* _Extracted records_
>>

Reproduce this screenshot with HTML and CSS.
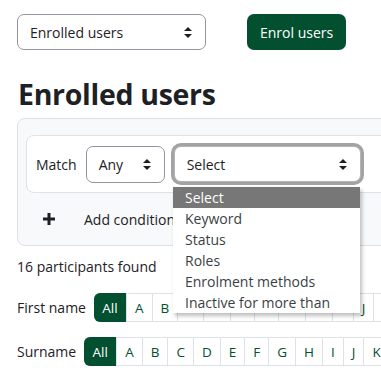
FILE: index.html
```html
<!DOCTYPE html>
<html lang="en">
<head>
  <meta charset="UTF-8">
  <meta name="viewport" content="width=device-width, initial-scale=1">
  <title>Enrolled users</title>
  <link rel="stylesheet" href="styles.css">
</head>
<body>
  <div class="page">
    <div class="top-row">
      <div class="custom-select select-top">
        <span>Enrolled users</span>
        <svg class="arrows" width="8" height="11" viewBox="0 0 8 11"><path d="M4 0 L8 4 H0 Z M0 7 H8 L4 11 Z" fill="#1d2125"/></svg>
      </div>
      <a class="btn-primary" href="#">Enrol users</a>
    </div>

    <h2>Enrolled users</h2>

    <div class="filter-box">
      <div class="filter-row">
        <span class="match-label">Match</span>
        <div class="custom-select select-any">
          <span>Any</span>
          <svg class="arrows" width="8" height="11" viewBox="0 0 8 11"><path d="M4 0 L8 4 H0 Z M0 7 H8 L4 11 Z" fill="#1d2125"/></svg>
        </div>
        <div class="custom-select select-type focused">
          <span>Select</span>
          <svg class="arrows" width="8" height="11" viewBox="0 0 8 11"><path d="M4 0 L8 4 H0 Z M0 7 H8 L4 11 Z" fill="#1d2125"/></svg>
        </div>
      </div>
      <div class="add-row">
        <svg class="plus" width="12" height="12" viewBox="0 0 12 12"><path d="M4.5 0 H7.5 V4.5 H12 V7.5 H7.5 V12 H4.5 V7.5 H0 V4.5 H4.5 Z" fill="#1d2125"/></svg>
        <span>Add condition</span>
      </div>
    </div>

    <p class="found">16 participants found</p>

    <div class="initials">
      <span class="initials-label">First name</span>
      <div class="letters">
        <a class="active" href="#">All</a><a href="#">A</a><a href="#">B</a><a href="#">C</a><a href="#">D</a><a href="#">E</a><a href="#">F</a><a href="#">G</a><a href="#">H</a><a href="#">I</a><a href="#">J</a><a href="#">K</a><a href="#">L</a><a href="#">M</a>
      </div>
    </div>

    <div class="initials">
      <span class="initials-label">Surname</span>
      <div class="letters">
        <a class="active" href="#">All</a><a href="#">A</a><a href="#">B</a><a href="#">C</a><a href="#">D</a><a href="#">E</a><a href="#">F</a><a href="#">G</a><a href="#">H</a><a href="#">I</a><a href="#">J</a><a href="#">K</a><a href="#">L</a><a href="#">M</a>
      </div>
    </div>

    <!-- open list of the focused select -->
    <ul class="dropdown">
      <li class="selected">Select</li>
      <li>Keyword</li>
      <li>Status</li>
      <li>Roles</li>
      <li>Enrolment methods</li>
      <li>Inactive for more than</li>
    </ul>
  </div>
</body>
</html>
```

FILE: styles.css
```css
* {
  margin: 0;
  padding: 0;
  box-sizing: border-box;
}
body {
  font-family: 'Open Sans', 'Noto Sans', sans-serif;
  color: #1d2125;
  background: #fff;
  width: 381px;
  height: 377px;
  overflow: hidden;
}
.page {
  position: relative;
  width: 700px;
  padding: 14px 0 0 17px;
}
.top-row {
  display: flex;
  gap: 41px;
  height: 36px;
}
.custom-select {
  display: flex;
  align-items: center;
  justify-content: space-between;
  border: 1px solid #8f959e;
  border-radius: 7px;
  padding: 0 13px 0 12px;
  font-size: 14px;
  background: #fff;
}
.select-top {
  width: 189px;
  height: 36px;
}
.btn-primary {
  display: flex;
  align-items: center;
  height: 36px;
  padding: 0 13px;
  border-radius: 7px;
  background: #02502f;
  color: #fff;
  font-size: 14px;
  text-decoration: none;
}
h2 {
  font-size: 28.5px;
  font-weight: 700;
  line-height: 36px;
  margin: 26px 0 6px 1px;
  letter-spacing: -0.3px;
}
.filter-box {
  width: 620px;
  background: #f8f9fa;
  border: 1px solid #dee2e6;
  border-radius: 8px;
  padding: 16px 8px 0;
}
.filter-row {
  display: flex;
  align-items: center;
  height: 58px;
  background: #fff;
  border: 1px solid #dee2e6;
  border-radius: 8px;
  padding: 0 9px;
}
.match-label {
  font-size: 14px;
  margin-right: 9px;
}
.select-any {
  width: 79px;
  height: 37px;
  margin-right: 9px;
}
.select-type {
  width: 187px;
  height: 36px;
}
.focused {
  border-color: #b5b5b5;
  box-shadow: 0 0 0 3px #a3a3a3;
}
.add-row {
  display: flex;
  align-items: center;
  height: 52px;
  padding-left: 17px;
  font-size: 14px;
}
.plus {
  margin-right: 29px;
}
.found {
  font-size: 14px;
  margin: 11px 0 0;
  line-height: 20px;
}
.initials {
  display: flex;
  align-items: center;
  margin-top: 16px;
}
.initials + .initials {
  margin-top: 15px;
}
.initials-label {
  font-size: 14px;
  margin-right: 8px;
}
.letters {
  display: flex;
  height: 29px;
  border: 1px solid #dee2e6;
  border-radius: 6px;
}
.letters a {
  display: flex;
  align-items: center;
  padding: 0 8px;
  font-size: 13.5px;
  color: #02502f;
  text-decoration: none;
  border-left: 1px solid #dee2e6;
}
.letters a.active {
  background: #02502f;
  color: #fff;
  border-left: none;
  border-radius: 6px 0 0 6px;
  margin: -1px 0 -1px -1px;
  padding: 0 8px;
  width: 32px;
  justify-content: center;
}
.dropdown {
  position: absolute;
  left: 173px;
  top: 187px;
  width: 187px;
  list-style: none;
  background: #fff;
  box-shadow: 2px 3px 4px rgba(0, 0, 0, 0.25);
  font-size: 14px;
  z-index: 10;
}
.dropdown li {
  height: 21px;
  line-height: 21px;
  padding-left: 12px;
  color: #3a3f44;
}
.dropdown li.selected {
  background: #777;
  color: #fff;
}
```
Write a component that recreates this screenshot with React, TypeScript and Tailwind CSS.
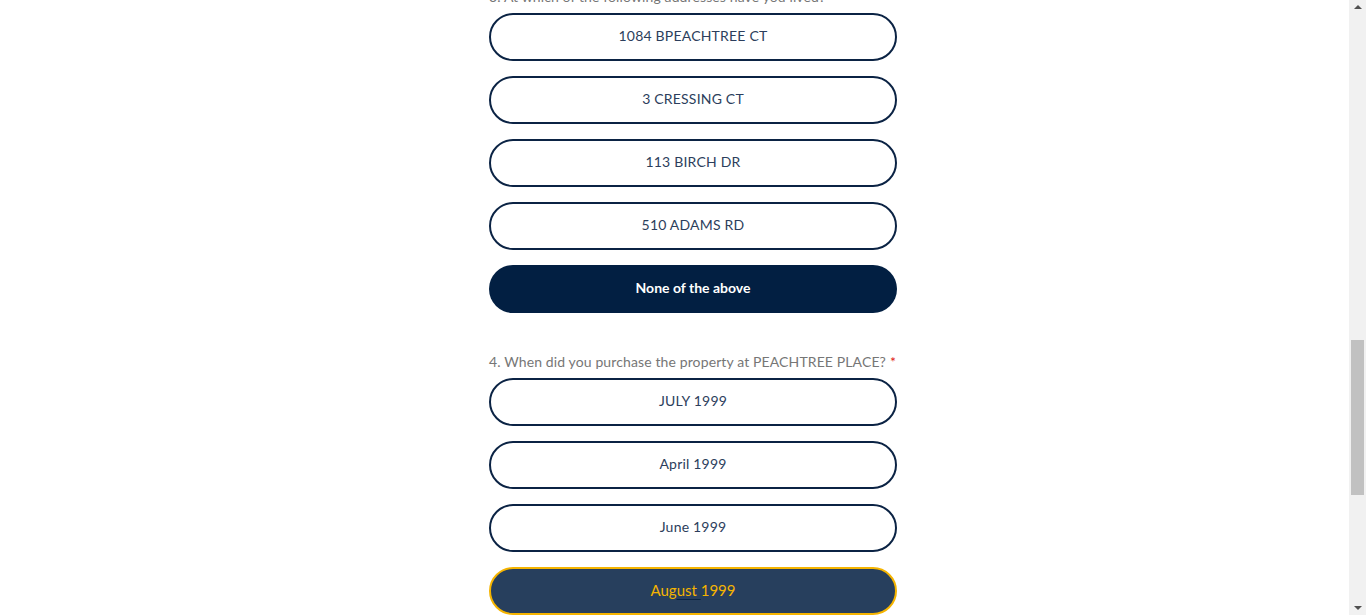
import { useState } from "react"

// answer options for the two visible questions
const addressOptions = ["1084 BPEACHTREE CT", "3 CRESSING CT", "113 BIRCH DR", "510 ADAMS RD", "None of the above"]
const purchaseOptions = ["JULY 1999", "April 1999", "June 1999", "August 1999"]

function OptionButton({ label, variant }: { label: string; variant: "plain" | "filled" | "picked" }) {
    if (variant === "filled") {
        return (
            <button className="h-12 w-full rounded-full bg-[#021f42] pb-[3px] text-[14px] font-bold text-white">
                {label}
            </button>
        )
    }
    if (variant === "picked") {
        // focused / hovered state with the amber ring
        return (
            <button className="h-12 w-full rounded-full border-2 border-[#f5b400] bg-[#273f5d] pb-[2px] text-[15px] text-[#f5b400]">
                Aug<span className="underline decoration-[#0b2545] underline-offset-[3px]">ust </span>1999
            </button>
        )
    }
    return (
        <button className="h-12 w-full rounded-full border-2 border-[#0b2344] bg-white pb-[3px] text-[14px] tracking-[0.2px] text-[#2c3e5c]">
            {label}
        </button>
    )
}

function Question({ title, required, children }: { title: string; required?: boolean; children: React.ReactNode }) {
    return (
        <div>
            <p className="mb-[6px] h-5 whitespace-nowrap text-[14px] leading-5 tracking-[0.12px] text-[#767676]">
                {title}
                {required && <span className="ml-1 text-[#e02020]">*</span>}
            </p>
            <div className="flex flex-col gap-[15px]">{children}</div>
        </div>
    )
}

function FakeScrollbar() {
    return (
        <div className="flex h-full w-[17px] shrink-0 flex-col items-center bg-[#f1f1f1]">
            <div className="mt-[5px] h-0 w-0 border-x-[4px] border-b-[4px] border-x-transparent border-b-[#505050]" />
            <div className="mt-[331px] h-[155px] w-[13px] bg-[#c1c1c1]" />
            <div className="mt-auto mb-[5px] h-0 w-0 border-x-[4px] border-t-[4px] border-x-transparent border-t-[#505050]" />
        </div>
    )
}

export default function App() {
    const [picked] = useState("August 1999")

    return (
        <div className="flex h-[615px] w-full overflow-hidden bg-white" style={{ fontFamily: "Lato, 'Open Sans', sans-serif" }}>
            <main className="flex-1">
                <div className="ml-[489px] mt-[-13px] w-[408px]">
                    <Question title="3. At which of the following addresses have you lived?">
                        {addressOptions.map((a) => (
                            <OptionButton key={a} label={a} variant={a === "None of the above" ? "filled" : "plain"} />
                        ))}
                    </Question>
                    <div className="mt-[39px]">
                        <Question title="4. When did you purchase the property at PEACHTREE PLACE?" required>
                            {purchaseOptions.map((p) => (
                                <OptionButton key={p} label={p} variant={p === picked ? "picked" : "plain"} />
                            ))}
                        </Question>
                    </div>
                </div>
            </main>
            <FakeScrollbar />
        </div>
    )
}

<<

* _Aim_
Using the material above, gather every line that includes "with".

* _The answer_
Reproduce this screenshot with HTML and CSS.
Write a component that recreates this screenshot with React, TypeScript and Tailwind CSS.
        // focused / hovered state with the amber ring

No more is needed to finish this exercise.